In 2013, the lawyers who are creative will be of the greatest value to clients. Those lawyers will see what others miss. Yet, most of us lost our creativity and sense of adventure long ago.

A couple of years ago I wrote about getting it back in: How You Can Become a More Innovative and Creative Lawyer. More recently, I shared Brittaney Schmidt’s story in my blog: Can I encourage you to just “jump in”? Let’s go back to how you and I lost it.

As you know from a previous blog, I have recently enjoyed looking at old family photos. When looking at our photos of our daughter Jill, I remembered how creative she was when she was young.

For example, she played school with my grandmother who was essentially blind at the time. Jill was the teacher and Mommer, as we all called her, was the student who never measured up.

Take a look at these two photos of Jill. You can see she is in a very creative mood in both photos. I guarantee your parents have similar photos of you and if you have children, you likely have similar photos of them.

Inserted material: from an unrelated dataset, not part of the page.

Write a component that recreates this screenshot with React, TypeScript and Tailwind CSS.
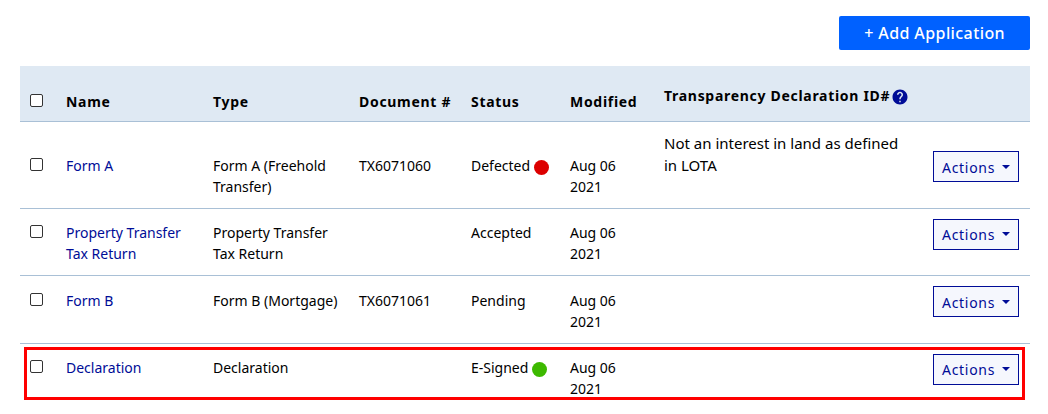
import { MdHelp } from 'react-icons/md';

type Application = {
  name: string;
  type: string;
  documentNumber?: string;
  status: string;
  indicator?: string;
  modified: string;
  declaration?: string;
  highlighted?: boolean;
};

const applications: Application[] = [
  {
    name: 'Form A',
    type: 'Form A (Freehold Transfer)',
    documentNumber: 'TX6071060',
    status: 'Defected',
    indicator: 'bg-[#dc0000]',
    modified: 'Aug 06 2021',
    declaration: 'Not an interest in land as defined in LOTA',
  },
  {
    name: 'Property Transfer Tax Return',
    type: 'Property Transfer Tax Return',
    status: 'Accepted',
    modified: 'Aug 06 2021',
  },
  {
    name: 'Form B',
    type: 'Form B (Mortgage)',
    documentNumber: 'TX6071061',
    status: 'Pending',
    modified: 'Aug 06 2021',
  },
  {
    name: 'Declaration',
    type: 'Declaration',
    status: 'E-Signed',
    indicator: 'bg-[#3db900]',
    modified: 'Aug 06 2021',
    highlighted: true,
  },
];

const Checkbox = ({ label }: { label: string }) => (
  <input
    type="checkbox"
    aria-label={label}
    className="inline-block h-[13px] w-[13px] appearance-none rounded-xs border border-[#333333] bg-white align-baseline checked:bg-[#000c97]"
  />
);

const ApplicationRow = ({ application }: { application: Application }) => (
  <tr className="relative h-[67px] border-b border-[#a9c0d6] align-baseline last:border-b-0">
    <td className="px-2.5 pt-2.5">
      <Checkbox label={`Select ${application.name}`} />
      {application.highlighted && (
        <span className="pointer-events-none absolute top-1 right-[5px] left-1 h-[53px] border-3 border-[#ff0000]" />
      )}
    </td>
    <td className="px-2.5 pt-2.5 pb-[11px]">
      <a href="#" className="text-[#000c97]">
        {application.name}
      </a>
    </td>
    <td className="px-2.5 pt-2.5 pb-[11px]">{application.type}</td>
    <td className="px-2.5 pt-2.5 pb-[11px]">{application.documentNumber}</td>
    <td className="pt-2.5 pb-[11px] pl-2.5 whitespace-nowrap">
      {application.status}
      {application.indicator && (
        <span
          className={`ml-1 inline-block h-[15px] w-[15px] rounded-full align-[-4px] ${application.indicator}`}
        />
      )}
    </td>
    <td className="pt-2.5 pr-6 pb-[11px] pl-2.5">{application.modified}</td>
    <td className="px-2.5 pt-2.5 pb-[11px]">
      {application.declaration && (
        <span className="inline-block text-[15px] leading-[22px]">
          {application.declaration}
        </span>
      )}
    </td>
    <td className="px-2.5 pt-2.5">
      <button
        type="button"
        className="inline-flex h-[31px] w-[86px] items-center justify-between border border-[#000c97] bg-[#f5f7fd] px-2 pt-0.5 align-[-2px] text-sm tracking-wider text-[#000c97]"
      >
        Actions
        <svg viewBox="0 0 8 4" className="mb-0.5 h-1 w-2" fill="currentColor">
          <path d="M0 0h8L4 4z" />
        </svg>
      </button>
    </td>
  </tr>
);

const App = () => {
  return (
    <div className="bg-white py-4 pr-[18px] pl-5 font-['Noto_Sans',sans-serif] text-sm leading-[21px] text-black">
      <div className="flex justify-end">
        <button
          type="button"
          className="h-[34px] rounded-xs bg-[#0061ff] px-[25px] text-base font-medium tracking-wide text-white"
        >
          + Add Application
        </button>
      </div>
      <table className="mt-4 w-full table-fixed border-collapse text-left">
        <colgroup>
          <col className="w-9" />
          <col className="w-[147px]" />
          <col className="w-[146px]" />
          <col className="w-28" />
          <col className="w-[99px]" />
          <col className="w-[94px]" />
          <col />
          <col className="w-[107px]" />
        </colgroup>
        <thead>
          <tr className="h-[55px] border-b border-[#a9c0d6] bg-[#dfe9f3] align-bottom tracking-wider">
            <th className="px-2.5 pb-[9px]">
              <Checkbox label="Select all applications" />
            </th>
            <th className="px-2.5 pb-[9px]">Name</th>
            <th className="px-2.5 pb-[9px]">Type</th>
            <th className="px-2.5 pb-[9px] whitespace-nowrap">Document #</th>
            <th className="px-2.5 pb-[9px]">Status</th>
            <th className="px-2.5 pb-[9px]">Modified</th>
            <th className="px-2.5 pb-[15px] whitespace-nowrap">
              Transparency Declaration ID#
              <MdHelp className="ml-px inline-block h-[18px] w-[18px] align-[-5px] text-[#000c97]" />
            </th>
            <td />
          </tr>
        </thead>
        <tbody>
          {applications.map((application) => (
            <ApplicationRow key={application.name} application={application} />
          ))}
        </tbody>
      </table>
    </div>
  );
};

export default App;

When you were young, you were incredibly creative. You were open and not afraid. Why and how did you lose it and how can you get it back? I found this St. Louis Dispatch article: Why children lose their creativity.

Harry Chapin wrote and sang a song titled: Flowers are Red. Here is a video and here are the lyrics:

(Spoken)Your son marches to the beat of a different drummer, comma.
(Spoken)But don’t worry,
(Spoken)We’ll have him joining the parade by the end of the term

The little boy went first day of school
He got some crayons and started to draw
He put colors all over the paper
For colors was what he saw
And the teacher said.. What you doin’ young man
I’m paintin’ flowers he said
She said… It’s not the time for art young man
And anyway flowers are green and red
There’s a time for everything young man
And a way it should be done
You’ve got to show concern for everyone else
For you’re not the only one

And she said…
Flowers are red young man
Green leaves are green
There’s no need to see flowers any other way
Than they way they always have been seen

But the little boy said…
There are so many colors in the rainbow
So many colors in the morning sun
So many colors in the flower and I see every one

Well the teacher said.. You’re sassy
There’s ways that things should be
And you’ll paint flowers the way they are
So repeat after me…..

And she said…
Flowers are red young man
Green leaves are green
There’s no need to see flowers any other way
Than they way they always have been seen

Green leaves are green
There’s no need to see flowers any other way
Than the way they always have been seen

But the little boy said…
There are so many colors in the rainbow
So many colors in the morning sun
So many colors in the flower and I see every one

The teacher put him in a corner
She said.. It’s for your own good..
And you won’t come out ’til you get it right
And all responding like you should
Well finally he got lonely
Frightened thoughts filled his head
And he went up to the teacher
And this is what he said.. and he said

Flowers are red, green leaves are green
There’s no need to see flowers any other way
Than the way they always have been seen

Time went by like it always does
And they moved to another town
And the little boy went to another school
And this is what he found
The teacher there was smilin’
She said…Painting should be fun
And there are so many colors in a flower
So let’s use every one

But that little boy painted flowers
In neat rows of green and red
And when the teacher asked him why
This is what he said.. and he said

Flowers are red, green leaves are green
There’s no need to see flowers any other way
Than the way they always have been seen.

But there still must be a way to have our children say . . .

There are so many colors in the rainbow
So many colors in the morning sun
So many colors in the flower and I see every one

I will leave you with this Seth Godin quote:

The joy of art is particularly sweet … because it carries with it the threat of rejection, of failure, and of missed connections. It’s precisely the high-wire act of “this might not work” that makes original art worth doing.